I personally don’t want a director to be any certain way to me as an actor. I definitely want them to be in charge, and I definitely want them to be honest. I don’t want them to settle. So how they go about directing is always different, but those three things are really important: They are in charge, they are honest and they don’t want to settle. Some directors will just be like, “Oh that’s fine, it’s good enough.” I don’t want to feel that. I want to know and don’t be scared to tell me it’s not right. Don’t be scared to tell me you want more. Even if I’m giving off the energy of “don’t come near me because I’ve done it enough,” please still come near me and make me do it because that is the director’s job—to keep confronting the actor even when it looks like they don’t want to be confronted. And as an actor I appreciate that very much, after the fact.

The Chronicle: How did you transition from the usually more collaborative medium of theater to the usually less collaborative medium of film?

John Ortiz: One thing we did was we kept the same writer for the screenplay. Even though we were mindful it needed to be different, we were mindful we had something great going on, and faith does a lot. So we took it a step further and made sure everyone who was part of the culture of LAByrinth was involved however they wanted to be. So you have amazing actors with one line—I mean it’s peppered throughout the film. It was about immersion, and that’s what we do at LAByrinth. And when we’re doing it well, that’s when it’s really special. That’s what separates us from the average theater company where they go and put up a show to sell this amount of tickets. We don’t know what show we’re going to do but you’re an amazing person and you’ve got this amazing idea, so let’s make it happen.

The Chronicle: The original production was said to have been a very cinematic play and this film was very theatrical. Did you prefer producing the play or the film?

PSH: I don’t think the film is very theatrical. I challenge that. I think because you know it’s a play, that’s what you project onto it and if you didn’t know it was a play, it wouldn’t even be a thought. You wouldn’t even think that for a second, you just wouldn’t. You’d just think that’s the screenplay. And there are a lot of films I see that aren’t plays that have very long scenes in them and no one ever talks about, “it looks like a play.” Or there’s one 10-minute shot. I’m thinking about Michael Haneke stuff. And that stuff is incredible. And what’s incredible about it is sometimes it doesn’t cut for 10 minutes and you are just watching the scene unfold from far away as if it’s a proscenium stage and there it is and we talk about that as great cinema, and it is great cinema.

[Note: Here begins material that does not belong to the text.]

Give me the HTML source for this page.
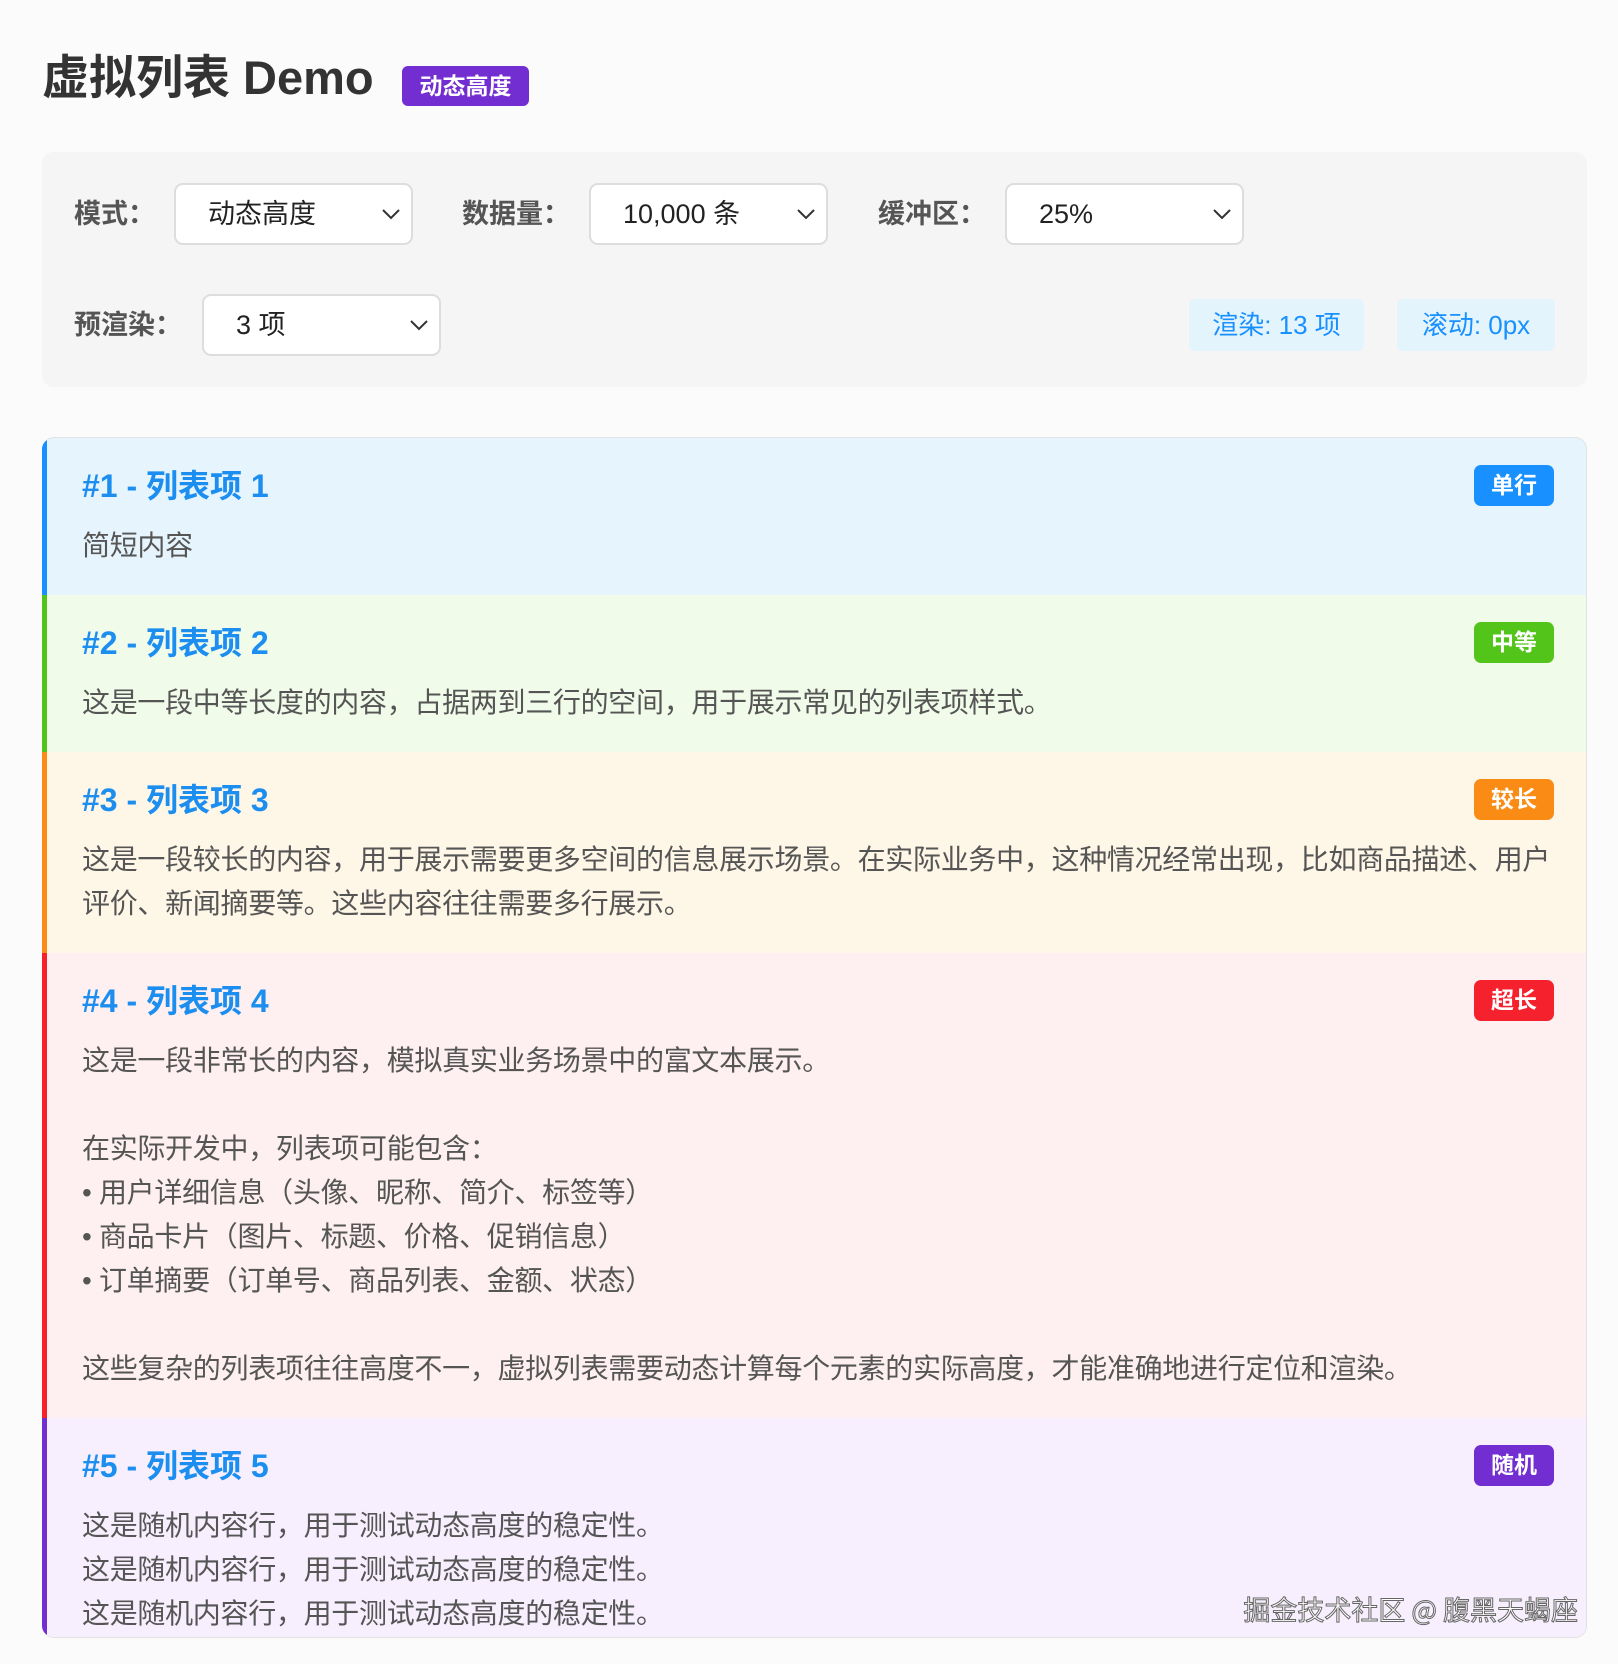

Theatrical is a general word, because what is theatrical? It’s odd even when you are in the theater and you do a play and just because this person has done film they will [say], “They are trying to make it cinematic on a stage.” And I’m like, “Wha-what do you mean? It’s the stage. I can’t make it cinematic—It’s happening right in front of you.” And just because the lights are really low and whatever. And I feel like, “screw it man.” Both these mediums should just be complementing each other and feeding each other and helping each other break the rules and if you want to bring film into the theater or bring theater into films, it should just be up for grabs. Let’s go for it. Let’s not delineate it. Let’s not separate. Why aren’t we letting these things feed each other? Do you know what I mean? We tried to take whatever we were working on in the play, keep developing it into the film, not be scared that it wasn’t on a stage, not be scared that it was going into a film and just trust that those things would influence each other.

The Chronicle: How did this come about? Had you two been planning to work on a film together for some time?

JO: We tried very hard not to bring film into the company, especially as our careers were taking off in film. And we did that for a lot of reasons. One is, it’s really hard to be committed to doing theater. Because there is very little money involved, it’s really hard work and it takes you out of commission for a long time when you are working on something. And the nature of LAByrinth is unorthodox so it’s even harder because it is essentially run not by Phil and I, but by the membership, which is over a hundred amazing kick-ass actors who can be crazy at times. So it needed a very precise focus and commitment to be able to honor that and to keep the mission true. And the mission was a lot about process, and so the minute you bring film into it or some kind of result oriented thing, you are cutting into the heart of the company. And so what’s really amazing is that with this, it happened organically. It happened because it needed to happen and it was in front of us and it just made sense to continue riding the wave of this collaboration and it just was right, and without cutting into or compromising the theater.

The Chronicle: How much do economics factor into Jack’s situation?

PSH: It’s hard to change something about your life and keep everything else the same. It’s hard to start doing something different if everything else, you haven’t dealt with. I think sometimes in order to truly change a crucial component of your personality you actually have to change your life somehow. And so I think with Jack, the idea of just getting a job that takes him away from where he’s been for so long, like at the MTA, is the actual changing. I don’t even know if he will make more. He might make more as a limo guy than at the MTA [laughs].